Are you safe from abuse inside your home, your workplace, your neighborhood?

Are you physically safe? Are you emotionally safe?

Are you earning a fair wage for your work?

Are you taking care of your health, your money, your spirit? Are you free from addictions?

Are you free to question your religion?

Do you have access to health care and child care? Do you have access to clean water and healthy food? Do you have access to good government? To good education? Do you know the names of your congresspeople? Do you have a political voice? Do you vote?

Who does the housework in your home? Who takes care of the children and the aged in your family? Who takes care of you? If you lost your partner, could you support yourself?

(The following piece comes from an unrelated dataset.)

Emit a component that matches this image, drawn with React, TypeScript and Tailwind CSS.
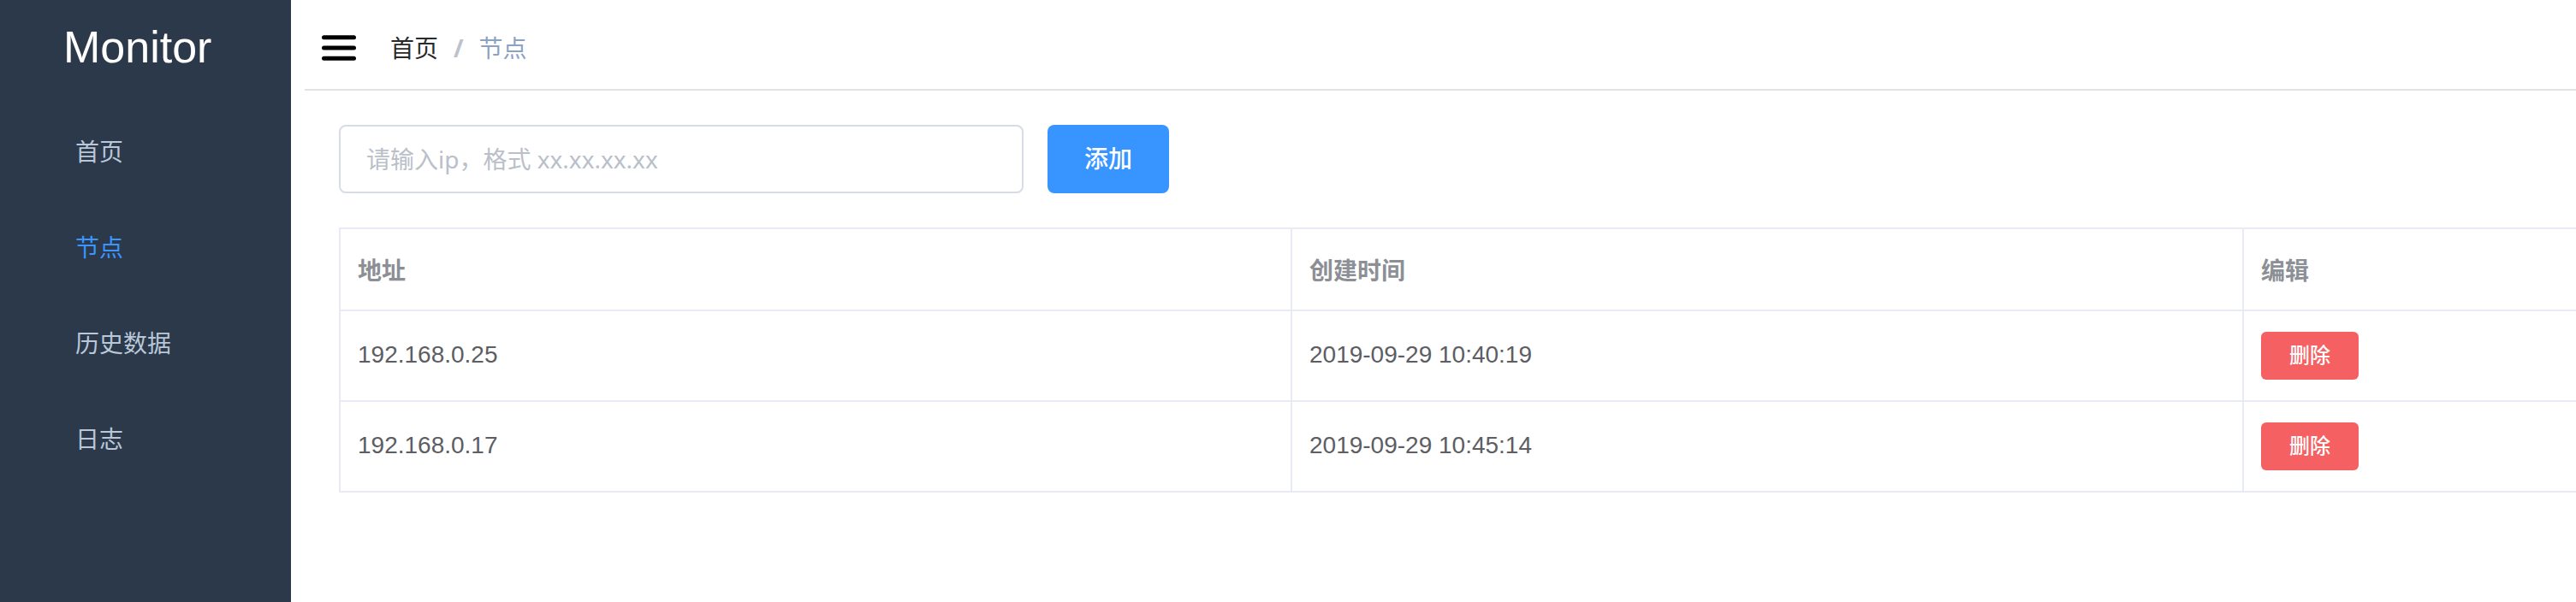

Who controls your time? Who controls your money? Who controls your body? Who controls your church? Who controls the society in which you live?

Do you have freedom of movement in your life? Do have a passport? Could you get one? Do you have a driver's license? If you cannot physically travel, can you travel with your mind? Do you have a library card? Do you have freedom of thought? Are you allowed to express yourself creatively? Do you live free from ridicule and scorn? Can you speak your heart in truth without fear or censure?

Are you respected? More importantly, do you respect yourself?

In other words, and I ask this question quite seriously, how much genuine power do you have? Because all these questions are about the real power in women's lives, and if you can answer all those questions positively and in the affirmative, then I honestly don't care what you want call yourself — or what you want me to call you! I don't care if you want to be known as a heroine, a hero, a guy, a dude, a lady, a girl, a human being, a woman, a goddess, or a womyn. Likewise, I don't care if you changed your name forty times with each of your marriages, or if you got a butt implant or ten boob jobs, or if you like to read trashy books about dirty sex, or if you want prance around all day in a bikini and tiara and ask people to call you "Fifi" .(I would prefer "Dr. Fifi", of course, but that is entirely a matter of personal taste.) If you've got your own bank account, go for it.

Because I just want you all to have power in your lives where it really counts. And I want us to not forget that these are the questions about women's lives that really matter. And I want us to not stop asking those important questions, ever.

As for Alma Whittaker — the protagonist of my new book — you may call her whatever you like to call her (hero, heroine, leading lady, principal, title)… After all, the story may be my creation, but Alma will ultimately live in your imaginations. She will belong to you, once the book comes into your hands. All I can say about my novel is that it tells the story of a woman coming into her own power during a century when such a thing was not easily done. I wrote Alma Whittaker because she genuinely inspires me, and all I want is for her to inspire you, as well.

Thus concludes my morning thoughts!

Thank you all for YOUR thoughts. As ever, I value them enormously…and onward we go!